Yadh Ben Achour ne va pas jusqu’à l’amour: «On ne mettra jamais d’accord un fondamentaliste et un laïciste, mais ils doivent cohabiter. L’espoir c’est la politique, la cohabitation, c’est à dire la démocratie. On a le droit de se détester mais on doit se tolérer». Isy Morgensztern raconte : «J’ai accompagné diverses fois des élèves du 9.3 en Andalousie, il n’y avait pratiquement que des enfants d’origine maghrébine. Je me souviendrais toujours de leur stupéfaction en découvrant Cordoue et Grenade, leurs questions: « c’est nous qui avons fait cela? » « C’est nous qui étions les chefs? » » Aussi des Chrétiens et des Juifs? ». Une dignité leur a été retirée en ne leur enseignant rien de leur Histoire». Anastasia Colosimo poursuit : «Le grand risque c’est l’exclusion.
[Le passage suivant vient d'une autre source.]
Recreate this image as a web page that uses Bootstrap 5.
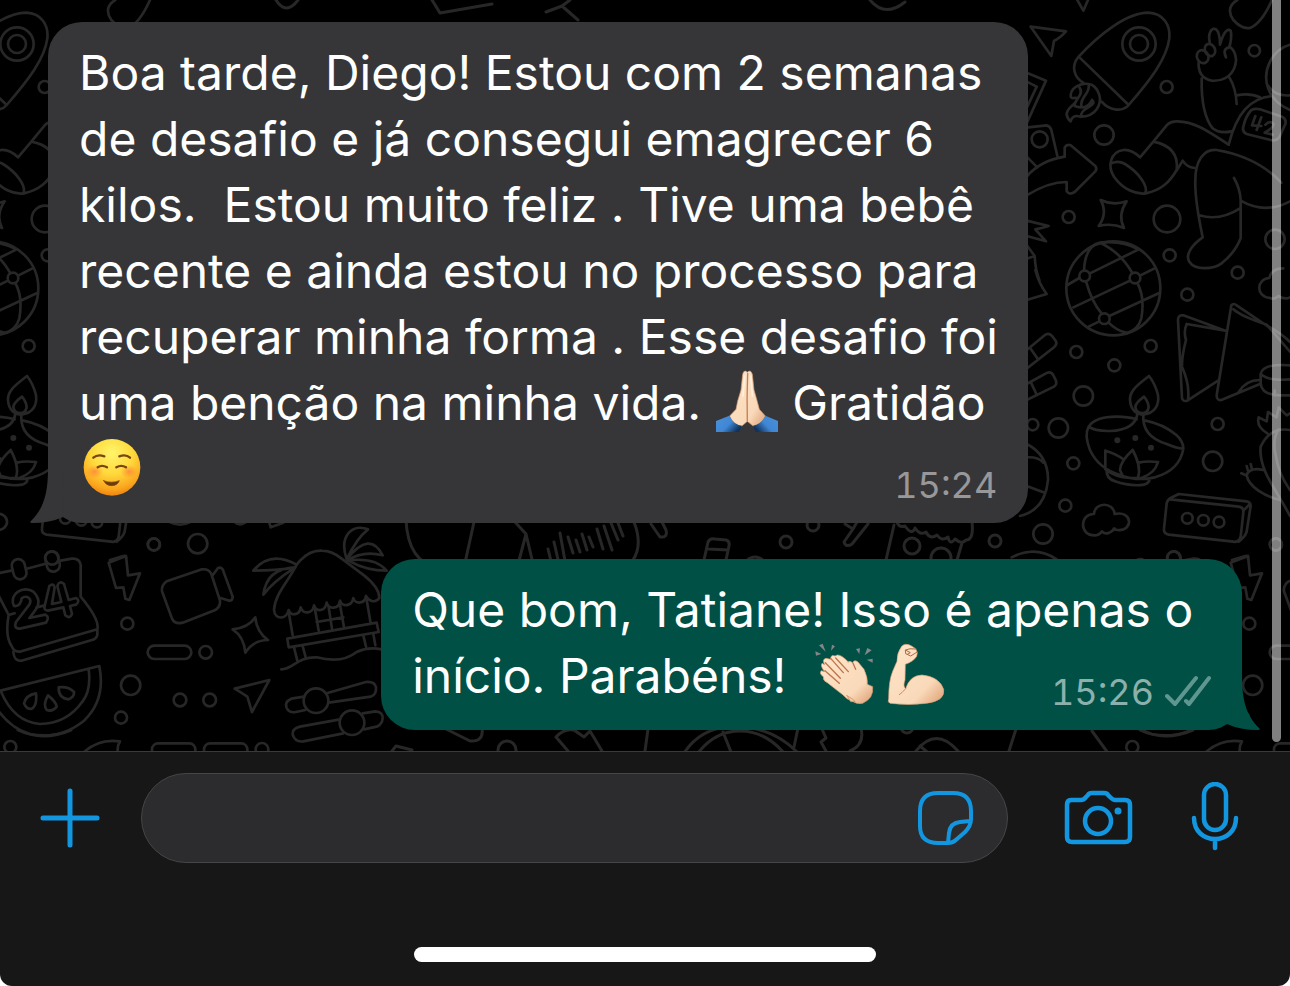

En France, en Europe, on assiste à un décrochage entre les élites et le peuple qui peuvent devenir irréconciliables». Et d’en venir à la question soulevée par un détenu des Baumettes sur liberté et colère: «La colère est une liberté, c’est une vertu mais il faut savoir comment l’exprimer afin qu’elle ne détruise pas le monde mais, au contraire, le fasse évoluer». Yadh Ben Achour s’inscrit dans la même logique: «La colère est tout à fait légitime et les raisons ne manquent pas de l’être. Mais elle doit se traduire par le processus démocratique ou juridique lorsque nécessaire». Pascal Amel va dans le même sens avant d’élargir son propos au poids du groupe, de la famille: «Ce n’est jamais simple mais il faut prendre des risques, se détacher du groupe autant que faire se peut».